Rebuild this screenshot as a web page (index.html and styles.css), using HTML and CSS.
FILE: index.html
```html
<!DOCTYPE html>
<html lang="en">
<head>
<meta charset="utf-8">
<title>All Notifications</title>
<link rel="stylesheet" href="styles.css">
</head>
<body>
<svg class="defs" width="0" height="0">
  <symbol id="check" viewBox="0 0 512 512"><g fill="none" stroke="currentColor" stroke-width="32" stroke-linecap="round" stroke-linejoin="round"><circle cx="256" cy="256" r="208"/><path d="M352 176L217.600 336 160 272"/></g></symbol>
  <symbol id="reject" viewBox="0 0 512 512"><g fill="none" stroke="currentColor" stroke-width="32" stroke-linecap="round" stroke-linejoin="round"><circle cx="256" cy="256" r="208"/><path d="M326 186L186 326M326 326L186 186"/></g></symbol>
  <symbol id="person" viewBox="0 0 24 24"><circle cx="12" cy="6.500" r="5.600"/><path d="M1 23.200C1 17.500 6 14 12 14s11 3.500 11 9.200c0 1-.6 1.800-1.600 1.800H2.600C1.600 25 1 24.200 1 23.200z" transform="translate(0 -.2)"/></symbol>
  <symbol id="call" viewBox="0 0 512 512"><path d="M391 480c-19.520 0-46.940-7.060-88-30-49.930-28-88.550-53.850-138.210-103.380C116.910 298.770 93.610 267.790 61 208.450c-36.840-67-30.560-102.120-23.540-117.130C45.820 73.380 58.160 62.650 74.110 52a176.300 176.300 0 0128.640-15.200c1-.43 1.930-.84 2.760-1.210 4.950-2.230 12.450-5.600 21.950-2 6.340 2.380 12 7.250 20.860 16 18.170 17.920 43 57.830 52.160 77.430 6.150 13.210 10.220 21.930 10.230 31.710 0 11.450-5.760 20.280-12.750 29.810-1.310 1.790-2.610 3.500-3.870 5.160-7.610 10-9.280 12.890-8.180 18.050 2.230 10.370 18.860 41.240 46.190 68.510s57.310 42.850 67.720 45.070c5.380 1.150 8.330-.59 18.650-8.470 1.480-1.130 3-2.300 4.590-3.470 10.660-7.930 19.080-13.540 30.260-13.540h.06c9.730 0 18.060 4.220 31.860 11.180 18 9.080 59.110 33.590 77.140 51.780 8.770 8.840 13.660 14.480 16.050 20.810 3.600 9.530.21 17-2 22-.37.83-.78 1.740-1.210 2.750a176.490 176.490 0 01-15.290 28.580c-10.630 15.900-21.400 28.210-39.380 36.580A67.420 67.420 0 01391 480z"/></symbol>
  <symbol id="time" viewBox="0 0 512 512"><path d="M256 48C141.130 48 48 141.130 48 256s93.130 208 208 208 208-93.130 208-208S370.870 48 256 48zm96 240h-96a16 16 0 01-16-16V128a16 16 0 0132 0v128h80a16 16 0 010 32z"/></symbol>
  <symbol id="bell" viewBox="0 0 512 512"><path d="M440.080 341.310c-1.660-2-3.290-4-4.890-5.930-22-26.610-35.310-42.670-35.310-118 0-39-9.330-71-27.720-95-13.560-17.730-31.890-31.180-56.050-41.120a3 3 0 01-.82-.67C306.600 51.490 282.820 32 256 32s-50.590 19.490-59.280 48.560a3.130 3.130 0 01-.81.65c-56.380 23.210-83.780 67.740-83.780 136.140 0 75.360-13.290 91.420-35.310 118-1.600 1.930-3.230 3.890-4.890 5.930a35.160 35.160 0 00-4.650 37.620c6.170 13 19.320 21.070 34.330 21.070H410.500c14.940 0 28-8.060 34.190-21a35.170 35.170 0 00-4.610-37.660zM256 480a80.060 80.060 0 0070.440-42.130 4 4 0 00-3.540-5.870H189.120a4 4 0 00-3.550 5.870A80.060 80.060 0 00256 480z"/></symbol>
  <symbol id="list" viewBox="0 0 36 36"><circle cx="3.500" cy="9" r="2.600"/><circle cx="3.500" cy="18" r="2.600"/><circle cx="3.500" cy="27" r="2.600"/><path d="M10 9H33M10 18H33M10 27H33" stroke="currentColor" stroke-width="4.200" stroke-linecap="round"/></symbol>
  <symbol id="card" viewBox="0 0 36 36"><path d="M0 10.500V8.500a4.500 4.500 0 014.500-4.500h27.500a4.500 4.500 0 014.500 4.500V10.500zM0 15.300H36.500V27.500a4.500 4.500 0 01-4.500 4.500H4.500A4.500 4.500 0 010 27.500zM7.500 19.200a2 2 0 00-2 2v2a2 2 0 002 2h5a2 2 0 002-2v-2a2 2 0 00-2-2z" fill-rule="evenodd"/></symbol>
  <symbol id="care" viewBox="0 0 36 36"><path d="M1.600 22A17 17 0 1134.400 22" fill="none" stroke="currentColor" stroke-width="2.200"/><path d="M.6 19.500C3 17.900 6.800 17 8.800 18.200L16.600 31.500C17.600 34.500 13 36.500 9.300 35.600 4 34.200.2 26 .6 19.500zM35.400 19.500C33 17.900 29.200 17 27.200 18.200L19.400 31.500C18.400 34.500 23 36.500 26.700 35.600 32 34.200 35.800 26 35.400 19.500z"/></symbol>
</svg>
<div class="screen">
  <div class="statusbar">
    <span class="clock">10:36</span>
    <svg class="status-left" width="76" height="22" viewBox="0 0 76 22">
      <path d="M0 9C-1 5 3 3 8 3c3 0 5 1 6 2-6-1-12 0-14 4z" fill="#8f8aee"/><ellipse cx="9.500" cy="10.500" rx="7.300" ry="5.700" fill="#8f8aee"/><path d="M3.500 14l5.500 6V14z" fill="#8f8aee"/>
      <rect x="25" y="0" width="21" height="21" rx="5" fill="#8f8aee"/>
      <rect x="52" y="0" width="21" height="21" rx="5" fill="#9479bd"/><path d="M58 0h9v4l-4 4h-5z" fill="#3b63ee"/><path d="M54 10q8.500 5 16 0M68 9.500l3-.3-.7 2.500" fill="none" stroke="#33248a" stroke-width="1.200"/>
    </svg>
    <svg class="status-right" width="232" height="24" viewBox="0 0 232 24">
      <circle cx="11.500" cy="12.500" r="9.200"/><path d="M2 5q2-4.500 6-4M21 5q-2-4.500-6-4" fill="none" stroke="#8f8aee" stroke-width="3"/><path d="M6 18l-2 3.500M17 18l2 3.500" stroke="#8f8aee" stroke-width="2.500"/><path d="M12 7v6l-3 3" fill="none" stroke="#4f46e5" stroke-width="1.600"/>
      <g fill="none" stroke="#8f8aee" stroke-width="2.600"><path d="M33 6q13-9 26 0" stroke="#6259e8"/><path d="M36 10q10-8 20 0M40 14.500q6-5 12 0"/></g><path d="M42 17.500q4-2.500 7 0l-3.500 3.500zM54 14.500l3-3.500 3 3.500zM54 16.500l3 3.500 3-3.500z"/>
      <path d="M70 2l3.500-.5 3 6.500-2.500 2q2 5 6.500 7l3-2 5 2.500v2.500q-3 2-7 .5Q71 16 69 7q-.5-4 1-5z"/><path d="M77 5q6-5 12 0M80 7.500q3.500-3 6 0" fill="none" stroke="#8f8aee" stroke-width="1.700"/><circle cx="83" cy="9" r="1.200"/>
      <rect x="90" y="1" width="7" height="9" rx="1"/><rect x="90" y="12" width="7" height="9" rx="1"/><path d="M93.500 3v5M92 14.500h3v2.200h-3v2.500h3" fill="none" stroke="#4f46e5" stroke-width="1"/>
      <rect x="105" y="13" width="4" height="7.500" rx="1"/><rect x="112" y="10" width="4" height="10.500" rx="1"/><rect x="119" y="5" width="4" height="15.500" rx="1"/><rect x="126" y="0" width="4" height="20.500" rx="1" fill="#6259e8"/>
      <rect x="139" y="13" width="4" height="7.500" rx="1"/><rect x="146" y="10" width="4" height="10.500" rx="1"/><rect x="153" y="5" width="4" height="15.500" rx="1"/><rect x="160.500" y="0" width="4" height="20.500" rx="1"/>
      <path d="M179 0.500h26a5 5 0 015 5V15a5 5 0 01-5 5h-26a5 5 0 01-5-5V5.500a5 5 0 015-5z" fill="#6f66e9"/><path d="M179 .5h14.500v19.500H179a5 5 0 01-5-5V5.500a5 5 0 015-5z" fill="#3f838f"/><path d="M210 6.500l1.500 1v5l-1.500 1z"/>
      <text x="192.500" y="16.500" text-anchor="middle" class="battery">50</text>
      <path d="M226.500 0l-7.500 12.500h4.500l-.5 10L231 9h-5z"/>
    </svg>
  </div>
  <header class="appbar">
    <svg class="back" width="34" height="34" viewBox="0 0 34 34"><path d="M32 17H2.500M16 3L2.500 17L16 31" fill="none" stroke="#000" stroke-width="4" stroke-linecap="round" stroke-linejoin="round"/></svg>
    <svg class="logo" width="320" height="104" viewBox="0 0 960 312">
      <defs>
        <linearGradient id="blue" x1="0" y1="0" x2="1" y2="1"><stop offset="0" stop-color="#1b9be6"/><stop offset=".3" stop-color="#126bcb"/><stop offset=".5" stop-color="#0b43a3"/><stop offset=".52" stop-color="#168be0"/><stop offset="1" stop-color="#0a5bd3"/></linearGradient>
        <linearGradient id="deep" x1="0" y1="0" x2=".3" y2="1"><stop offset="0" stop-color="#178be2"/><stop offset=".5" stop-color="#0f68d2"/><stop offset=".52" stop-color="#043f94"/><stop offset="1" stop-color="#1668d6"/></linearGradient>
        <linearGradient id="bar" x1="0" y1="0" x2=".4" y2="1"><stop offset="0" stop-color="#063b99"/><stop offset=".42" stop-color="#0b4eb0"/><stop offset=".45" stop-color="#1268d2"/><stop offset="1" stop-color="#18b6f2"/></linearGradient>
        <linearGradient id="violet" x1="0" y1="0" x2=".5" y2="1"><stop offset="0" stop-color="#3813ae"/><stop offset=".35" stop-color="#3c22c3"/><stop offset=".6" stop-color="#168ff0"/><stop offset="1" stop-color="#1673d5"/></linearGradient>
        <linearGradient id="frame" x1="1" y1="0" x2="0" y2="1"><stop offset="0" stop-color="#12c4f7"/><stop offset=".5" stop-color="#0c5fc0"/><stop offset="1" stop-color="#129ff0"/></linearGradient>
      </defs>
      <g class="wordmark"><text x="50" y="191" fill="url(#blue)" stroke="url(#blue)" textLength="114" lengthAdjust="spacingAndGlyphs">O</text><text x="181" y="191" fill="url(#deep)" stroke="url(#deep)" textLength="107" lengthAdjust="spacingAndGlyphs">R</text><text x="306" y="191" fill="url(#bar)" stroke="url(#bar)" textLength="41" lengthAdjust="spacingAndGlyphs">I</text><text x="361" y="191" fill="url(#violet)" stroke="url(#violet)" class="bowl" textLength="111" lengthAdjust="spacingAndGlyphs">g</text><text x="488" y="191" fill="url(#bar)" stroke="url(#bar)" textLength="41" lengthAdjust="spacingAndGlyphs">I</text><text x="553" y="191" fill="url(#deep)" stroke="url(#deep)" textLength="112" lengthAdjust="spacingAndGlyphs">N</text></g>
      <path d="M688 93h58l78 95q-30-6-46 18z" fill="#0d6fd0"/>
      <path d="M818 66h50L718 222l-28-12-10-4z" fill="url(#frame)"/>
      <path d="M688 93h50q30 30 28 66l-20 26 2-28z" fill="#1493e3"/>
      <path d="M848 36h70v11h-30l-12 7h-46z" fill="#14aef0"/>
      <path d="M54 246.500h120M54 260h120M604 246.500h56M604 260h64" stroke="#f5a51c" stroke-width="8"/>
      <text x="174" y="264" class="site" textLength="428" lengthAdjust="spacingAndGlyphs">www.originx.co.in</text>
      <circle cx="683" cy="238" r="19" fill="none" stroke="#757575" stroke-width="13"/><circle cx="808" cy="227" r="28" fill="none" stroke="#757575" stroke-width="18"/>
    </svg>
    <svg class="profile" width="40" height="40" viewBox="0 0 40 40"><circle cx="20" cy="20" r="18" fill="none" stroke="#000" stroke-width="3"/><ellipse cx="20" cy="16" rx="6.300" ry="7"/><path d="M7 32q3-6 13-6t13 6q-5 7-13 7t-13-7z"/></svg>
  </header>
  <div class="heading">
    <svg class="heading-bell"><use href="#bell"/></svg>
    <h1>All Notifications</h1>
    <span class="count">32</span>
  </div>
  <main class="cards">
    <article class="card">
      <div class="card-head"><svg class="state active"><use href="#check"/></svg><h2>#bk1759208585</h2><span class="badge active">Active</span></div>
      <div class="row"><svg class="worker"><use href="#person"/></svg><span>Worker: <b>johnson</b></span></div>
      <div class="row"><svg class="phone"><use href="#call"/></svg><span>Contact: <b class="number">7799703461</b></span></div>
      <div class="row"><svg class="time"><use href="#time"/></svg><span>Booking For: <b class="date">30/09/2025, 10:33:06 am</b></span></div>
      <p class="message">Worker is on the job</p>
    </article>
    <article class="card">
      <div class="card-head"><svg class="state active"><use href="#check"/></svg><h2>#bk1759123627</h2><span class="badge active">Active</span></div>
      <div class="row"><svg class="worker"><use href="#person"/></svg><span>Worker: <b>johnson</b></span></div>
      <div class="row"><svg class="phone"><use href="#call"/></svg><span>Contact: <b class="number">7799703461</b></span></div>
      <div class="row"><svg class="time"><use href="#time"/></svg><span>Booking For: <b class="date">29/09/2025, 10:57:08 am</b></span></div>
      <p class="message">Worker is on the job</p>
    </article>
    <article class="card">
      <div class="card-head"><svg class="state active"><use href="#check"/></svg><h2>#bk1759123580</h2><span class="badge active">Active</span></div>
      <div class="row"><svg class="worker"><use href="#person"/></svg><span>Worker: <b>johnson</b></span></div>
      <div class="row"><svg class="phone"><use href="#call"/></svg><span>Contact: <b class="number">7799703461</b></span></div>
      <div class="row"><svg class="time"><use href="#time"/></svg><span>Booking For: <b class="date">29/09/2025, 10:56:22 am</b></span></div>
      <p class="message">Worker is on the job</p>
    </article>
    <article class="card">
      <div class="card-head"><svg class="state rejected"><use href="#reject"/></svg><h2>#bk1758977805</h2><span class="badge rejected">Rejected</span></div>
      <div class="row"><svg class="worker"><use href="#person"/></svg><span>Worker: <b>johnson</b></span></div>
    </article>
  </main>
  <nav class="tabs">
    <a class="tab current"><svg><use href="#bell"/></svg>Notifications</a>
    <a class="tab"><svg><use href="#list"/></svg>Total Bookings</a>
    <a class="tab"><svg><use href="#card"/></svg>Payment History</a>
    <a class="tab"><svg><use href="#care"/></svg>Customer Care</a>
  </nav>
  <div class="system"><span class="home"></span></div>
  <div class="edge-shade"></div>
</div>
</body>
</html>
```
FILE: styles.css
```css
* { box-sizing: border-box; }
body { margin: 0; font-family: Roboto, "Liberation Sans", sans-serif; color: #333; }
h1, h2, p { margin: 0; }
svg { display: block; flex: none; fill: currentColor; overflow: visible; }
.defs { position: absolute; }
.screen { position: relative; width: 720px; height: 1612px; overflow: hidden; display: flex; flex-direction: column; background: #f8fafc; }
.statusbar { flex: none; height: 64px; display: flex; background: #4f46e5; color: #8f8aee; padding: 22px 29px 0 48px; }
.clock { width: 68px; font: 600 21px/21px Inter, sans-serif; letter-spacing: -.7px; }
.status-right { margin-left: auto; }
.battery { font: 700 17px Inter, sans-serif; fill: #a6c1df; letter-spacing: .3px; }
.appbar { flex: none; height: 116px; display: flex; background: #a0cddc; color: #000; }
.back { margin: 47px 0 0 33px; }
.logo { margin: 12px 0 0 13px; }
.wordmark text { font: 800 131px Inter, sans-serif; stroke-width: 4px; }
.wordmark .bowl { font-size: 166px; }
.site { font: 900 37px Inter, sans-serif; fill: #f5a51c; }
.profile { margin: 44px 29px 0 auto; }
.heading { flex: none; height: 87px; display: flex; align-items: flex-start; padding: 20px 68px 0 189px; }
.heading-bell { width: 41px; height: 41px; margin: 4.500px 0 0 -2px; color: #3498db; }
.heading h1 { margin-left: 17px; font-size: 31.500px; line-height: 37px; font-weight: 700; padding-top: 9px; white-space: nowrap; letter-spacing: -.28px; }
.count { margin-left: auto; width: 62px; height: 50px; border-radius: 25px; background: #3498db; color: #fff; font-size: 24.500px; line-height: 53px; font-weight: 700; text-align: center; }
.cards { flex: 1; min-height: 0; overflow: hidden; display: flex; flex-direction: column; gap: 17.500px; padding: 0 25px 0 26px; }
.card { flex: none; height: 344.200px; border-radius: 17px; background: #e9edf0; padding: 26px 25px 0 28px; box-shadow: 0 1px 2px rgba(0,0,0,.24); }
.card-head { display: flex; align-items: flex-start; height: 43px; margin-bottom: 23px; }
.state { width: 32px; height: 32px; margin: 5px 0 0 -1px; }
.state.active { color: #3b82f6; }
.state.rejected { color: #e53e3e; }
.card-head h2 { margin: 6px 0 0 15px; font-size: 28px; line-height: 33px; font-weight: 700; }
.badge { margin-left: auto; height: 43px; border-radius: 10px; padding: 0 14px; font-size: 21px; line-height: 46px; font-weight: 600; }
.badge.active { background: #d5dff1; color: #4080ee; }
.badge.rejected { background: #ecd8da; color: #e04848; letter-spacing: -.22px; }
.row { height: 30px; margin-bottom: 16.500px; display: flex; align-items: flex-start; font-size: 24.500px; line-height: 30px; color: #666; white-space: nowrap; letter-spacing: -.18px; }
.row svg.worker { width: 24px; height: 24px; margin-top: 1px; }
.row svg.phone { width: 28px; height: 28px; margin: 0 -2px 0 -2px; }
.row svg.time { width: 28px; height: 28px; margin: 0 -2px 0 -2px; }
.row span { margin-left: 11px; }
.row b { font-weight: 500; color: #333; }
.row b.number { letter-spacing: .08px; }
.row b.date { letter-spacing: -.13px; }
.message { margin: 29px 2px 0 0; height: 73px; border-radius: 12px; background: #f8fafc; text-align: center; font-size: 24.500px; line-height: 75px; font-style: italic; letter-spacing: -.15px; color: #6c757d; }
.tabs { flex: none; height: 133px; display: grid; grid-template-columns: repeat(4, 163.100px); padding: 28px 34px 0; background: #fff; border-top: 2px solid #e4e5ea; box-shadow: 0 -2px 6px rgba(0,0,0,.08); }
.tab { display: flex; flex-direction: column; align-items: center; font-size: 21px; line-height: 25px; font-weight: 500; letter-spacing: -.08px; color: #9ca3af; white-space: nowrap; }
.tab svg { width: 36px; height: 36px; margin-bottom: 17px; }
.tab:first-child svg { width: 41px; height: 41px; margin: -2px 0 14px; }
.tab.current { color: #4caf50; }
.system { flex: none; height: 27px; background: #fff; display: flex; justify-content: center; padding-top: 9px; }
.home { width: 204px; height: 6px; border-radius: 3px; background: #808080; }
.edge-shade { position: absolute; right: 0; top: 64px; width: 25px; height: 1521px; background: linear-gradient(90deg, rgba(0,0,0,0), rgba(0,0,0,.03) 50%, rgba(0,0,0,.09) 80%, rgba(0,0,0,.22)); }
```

^^^^^^^^^^^^^^^^

* **Instruction**
Copy every line of the listing that contains the word "styles".

* **Answer for the task**
Rebuild this screenshot as a web page (index.html and styles.css), using HTML and CSS.
<link rel="stylesheet" href="styles.css">
FILE: styles.css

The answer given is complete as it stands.